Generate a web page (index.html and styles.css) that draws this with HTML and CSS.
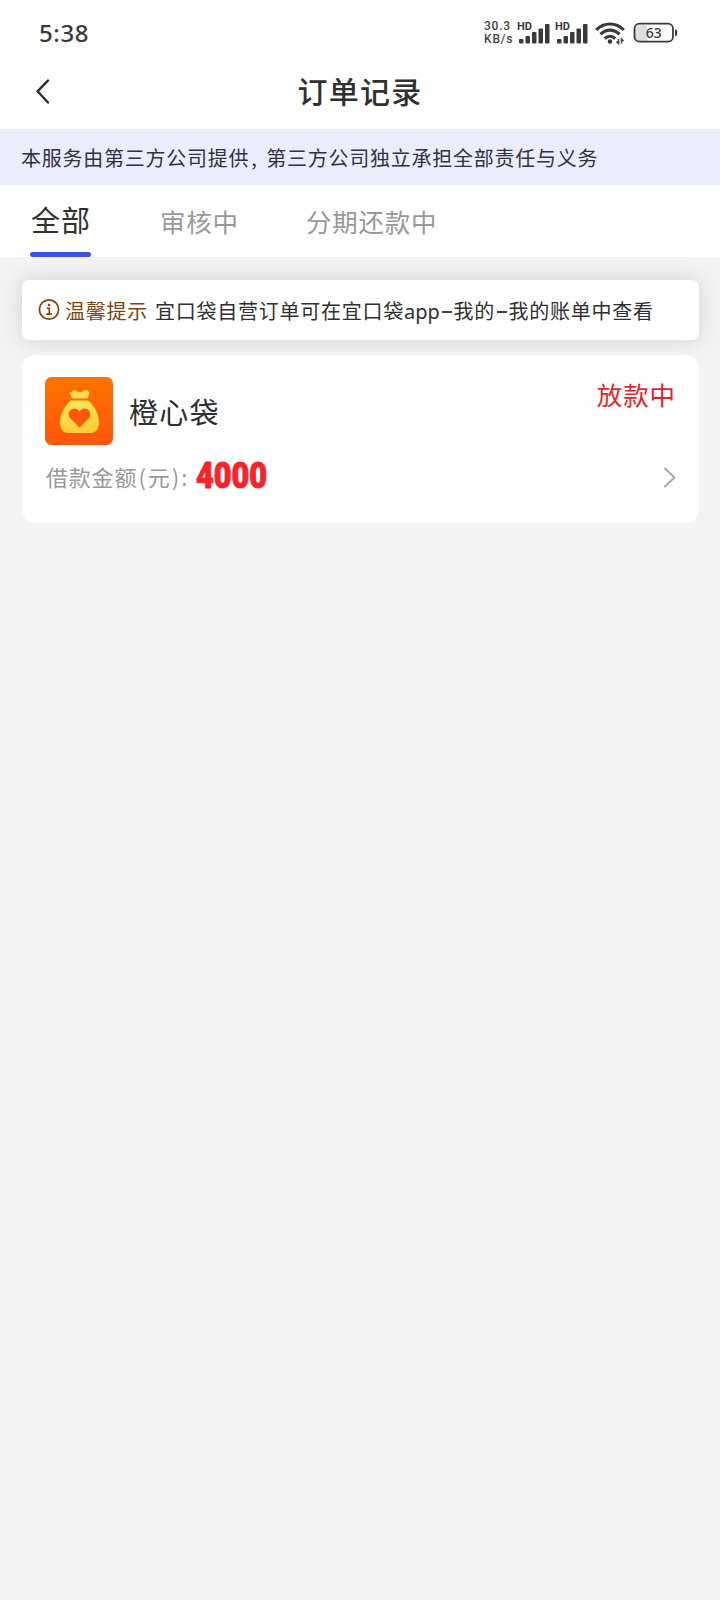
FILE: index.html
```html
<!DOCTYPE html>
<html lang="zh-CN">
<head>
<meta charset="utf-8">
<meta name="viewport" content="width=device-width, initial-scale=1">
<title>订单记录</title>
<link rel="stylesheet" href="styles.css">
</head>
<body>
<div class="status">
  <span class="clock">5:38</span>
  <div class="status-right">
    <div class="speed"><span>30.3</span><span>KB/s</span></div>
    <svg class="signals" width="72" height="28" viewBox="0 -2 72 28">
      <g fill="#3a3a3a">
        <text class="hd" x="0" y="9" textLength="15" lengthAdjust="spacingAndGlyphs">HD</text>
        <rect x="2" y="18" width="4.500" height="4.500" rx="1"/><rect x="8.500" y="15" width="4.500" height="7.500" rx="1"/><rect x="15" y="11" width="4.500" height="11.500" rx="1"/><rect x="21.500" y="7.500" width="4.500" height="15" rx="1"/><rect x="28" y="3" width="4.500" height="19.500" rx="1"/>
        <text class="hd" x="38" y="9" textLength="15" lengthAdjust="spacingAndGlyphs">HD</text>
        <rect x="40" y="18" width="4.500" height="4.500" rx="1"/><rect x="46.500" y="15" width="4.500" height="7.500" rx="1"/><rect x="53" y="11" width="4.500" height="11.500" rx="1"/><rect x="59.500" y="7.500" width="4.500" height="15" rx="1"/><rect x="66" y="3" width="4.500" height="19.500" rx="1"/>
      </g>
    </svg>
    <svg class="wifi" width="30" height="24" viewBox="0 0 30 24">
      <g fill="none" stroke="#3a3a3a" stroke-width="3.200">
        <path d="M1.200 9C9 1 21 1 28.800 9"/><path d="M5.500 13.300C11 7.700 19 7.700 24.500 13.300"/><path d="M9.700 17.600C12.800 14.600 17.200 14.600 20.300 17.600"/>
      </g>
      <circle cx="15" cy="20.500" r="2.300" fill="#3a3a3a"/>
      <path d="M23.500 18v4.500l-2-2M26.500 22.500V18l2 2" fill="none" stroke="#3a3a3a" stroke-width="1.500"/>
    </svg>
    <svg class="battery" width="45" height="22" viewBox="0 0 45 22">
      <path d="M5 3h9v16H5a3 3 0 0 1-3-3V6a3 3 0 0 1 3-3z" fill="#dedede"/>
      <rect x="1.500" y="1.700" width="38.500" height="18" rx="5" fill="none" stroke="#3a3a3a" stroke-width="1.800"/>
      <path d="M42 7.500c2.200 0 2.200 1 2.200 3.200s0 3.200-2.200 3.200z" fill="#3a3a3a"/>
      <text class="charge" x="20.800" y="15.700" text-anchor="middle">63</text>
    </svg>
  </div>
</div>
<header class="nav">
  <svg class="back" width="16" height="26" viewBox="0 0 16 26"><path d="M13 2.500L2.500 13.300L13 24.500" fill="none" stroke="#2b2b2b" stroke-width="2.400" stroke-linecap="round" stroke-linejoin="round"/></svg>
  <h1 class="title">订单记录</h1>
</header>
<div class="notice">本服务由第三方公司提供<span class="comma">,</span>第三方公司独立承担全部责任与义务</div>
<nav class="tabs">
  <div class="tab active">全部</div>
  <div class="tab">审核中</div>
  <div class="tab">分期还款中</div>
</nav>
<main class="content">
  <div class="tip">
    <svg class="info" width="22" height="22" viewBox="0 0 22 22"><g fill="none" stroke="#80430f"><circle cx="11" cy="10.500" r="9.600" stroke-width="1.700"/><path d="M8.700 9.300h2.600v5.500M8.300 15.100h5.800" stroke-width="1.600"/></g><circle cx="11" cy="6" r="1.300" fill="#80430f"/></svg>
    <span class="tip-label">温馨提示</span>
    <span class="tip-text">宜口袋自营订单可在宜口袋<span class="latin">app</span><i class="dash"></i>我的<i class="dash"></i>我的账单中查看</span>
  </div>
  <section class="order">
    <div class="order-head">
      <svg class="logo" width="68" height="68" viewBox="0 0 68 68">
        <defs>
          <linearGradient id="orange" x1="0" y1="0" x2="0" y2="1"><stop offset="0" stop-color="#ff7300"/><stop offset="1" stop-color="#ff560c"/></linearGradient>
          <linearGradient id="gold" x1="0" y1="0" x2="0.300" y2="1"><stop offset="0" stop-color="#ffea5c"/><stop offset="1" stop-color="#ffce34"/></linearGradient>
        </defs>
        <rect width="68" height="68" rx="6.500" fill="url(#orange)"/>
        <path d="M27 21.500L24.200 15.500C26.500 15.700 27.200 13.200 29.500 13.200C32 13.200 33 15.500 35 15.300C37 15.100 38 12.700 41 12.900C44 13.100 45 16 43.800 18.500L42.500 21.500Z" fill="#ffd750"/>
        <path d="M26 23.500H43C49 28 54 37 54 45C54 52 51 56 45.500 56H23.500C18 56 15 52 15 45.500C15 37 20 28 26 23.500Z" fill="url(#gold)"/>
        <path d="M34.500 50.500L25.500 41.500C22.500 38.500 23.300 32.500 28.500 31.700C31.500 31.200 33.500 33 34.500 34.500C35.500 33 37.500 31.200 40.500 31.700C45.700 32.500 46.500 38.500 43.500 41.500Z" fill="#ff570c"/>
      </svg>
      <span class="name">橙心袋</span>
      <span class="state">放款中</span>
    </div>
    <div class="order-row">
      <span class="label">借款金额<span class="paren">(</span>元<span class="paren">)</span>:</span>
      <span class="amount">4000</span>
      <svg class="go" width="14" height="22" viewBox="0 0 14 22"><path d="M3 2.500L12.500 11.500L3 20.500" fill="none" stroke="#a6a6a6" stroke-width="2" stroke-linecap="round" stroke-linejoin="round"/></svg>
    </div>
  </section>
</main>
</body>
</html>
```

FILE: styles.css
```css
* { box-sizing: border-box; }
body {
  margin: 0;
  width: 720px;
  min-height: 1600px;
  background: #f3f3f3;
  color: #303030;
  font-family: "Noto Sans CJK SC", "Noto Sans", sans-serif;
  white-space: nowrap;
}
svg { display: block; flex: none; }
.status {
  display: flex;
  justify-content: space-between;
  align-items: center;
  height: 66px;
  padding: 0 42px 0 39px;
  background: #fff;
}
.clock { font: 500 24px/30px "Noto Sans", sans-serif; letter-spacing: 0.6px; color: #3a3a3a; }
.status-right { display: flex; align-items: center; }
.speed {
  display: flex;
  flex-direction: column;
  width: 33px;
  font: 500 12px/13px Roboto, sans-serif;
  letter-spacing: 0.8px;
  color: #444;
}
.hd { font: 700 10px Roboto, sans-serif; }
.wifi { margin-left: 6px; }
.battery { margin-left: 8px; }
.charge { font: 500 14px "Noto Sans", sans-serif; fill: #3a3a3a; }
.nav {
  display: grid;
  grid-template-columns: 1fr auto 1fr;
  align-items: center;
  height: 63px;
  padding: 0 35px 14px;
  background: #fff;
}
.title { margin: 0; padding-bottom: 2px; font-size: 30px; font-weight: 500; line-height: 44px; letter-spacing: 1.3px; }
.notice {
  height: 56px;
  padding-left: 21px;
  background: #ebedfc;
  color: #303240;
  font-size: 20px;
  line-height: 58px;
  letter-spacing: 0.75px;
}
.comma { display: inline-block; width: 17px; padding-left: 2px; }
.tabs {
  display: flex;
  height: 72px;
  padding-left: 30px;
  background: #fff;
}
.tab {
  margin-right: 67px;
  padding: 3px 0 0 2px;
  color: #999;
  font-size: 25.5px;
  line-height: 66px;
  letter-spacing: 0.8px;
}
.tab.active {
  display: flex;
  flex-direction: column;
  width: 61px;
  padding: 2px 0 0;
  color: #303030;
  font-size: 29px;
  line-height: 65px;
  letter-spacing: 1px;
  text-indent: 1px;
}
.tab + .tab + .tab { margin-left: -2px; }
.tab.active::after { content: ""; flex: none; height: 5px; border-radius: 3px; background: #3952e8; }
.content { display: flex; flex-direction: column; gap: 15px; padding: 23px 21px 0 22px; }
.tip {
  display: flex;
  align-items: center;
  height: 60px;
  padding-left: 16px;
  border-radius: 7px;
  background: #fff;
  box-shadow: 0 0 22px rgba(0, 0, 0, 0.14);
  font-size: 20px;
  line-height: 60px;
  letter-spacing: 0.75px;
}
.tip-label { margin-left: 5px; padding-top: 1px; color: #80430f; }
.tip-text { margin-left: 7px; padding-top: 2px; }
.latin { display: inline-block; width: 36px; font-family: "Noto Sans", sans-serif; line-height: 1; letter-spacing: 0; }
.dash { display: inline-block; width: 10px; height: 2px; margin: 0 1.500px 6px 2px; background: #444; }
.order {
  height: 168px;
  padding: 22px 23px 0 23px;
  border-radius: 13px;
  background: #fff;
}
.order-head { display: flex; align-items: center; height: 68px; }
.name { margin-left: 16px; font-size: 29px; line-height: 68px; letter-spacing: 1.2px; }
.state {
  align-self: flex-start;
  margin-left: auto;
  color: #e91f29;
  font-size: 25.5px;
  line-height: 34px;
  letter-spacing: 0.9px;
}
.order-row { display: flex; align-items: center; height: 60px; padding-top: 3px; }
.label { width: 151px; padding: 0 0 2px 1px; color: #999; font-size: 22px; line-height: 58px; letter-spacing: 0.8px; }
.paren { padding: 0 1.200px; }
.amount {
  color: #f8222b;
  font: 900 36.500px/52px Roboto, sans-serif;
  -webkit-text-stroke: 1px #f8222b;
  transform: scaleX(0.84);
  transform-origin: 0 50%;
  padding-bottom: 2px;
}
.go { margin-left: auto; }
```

• [WRITTEN PROBLEM] Using the listing, collect all lines in which the string "index" is found.

• [RESULT OF THE TASK]
Generate a web page (index.html and styles.css) that draws this with HTML and CSS.
FILE: index.html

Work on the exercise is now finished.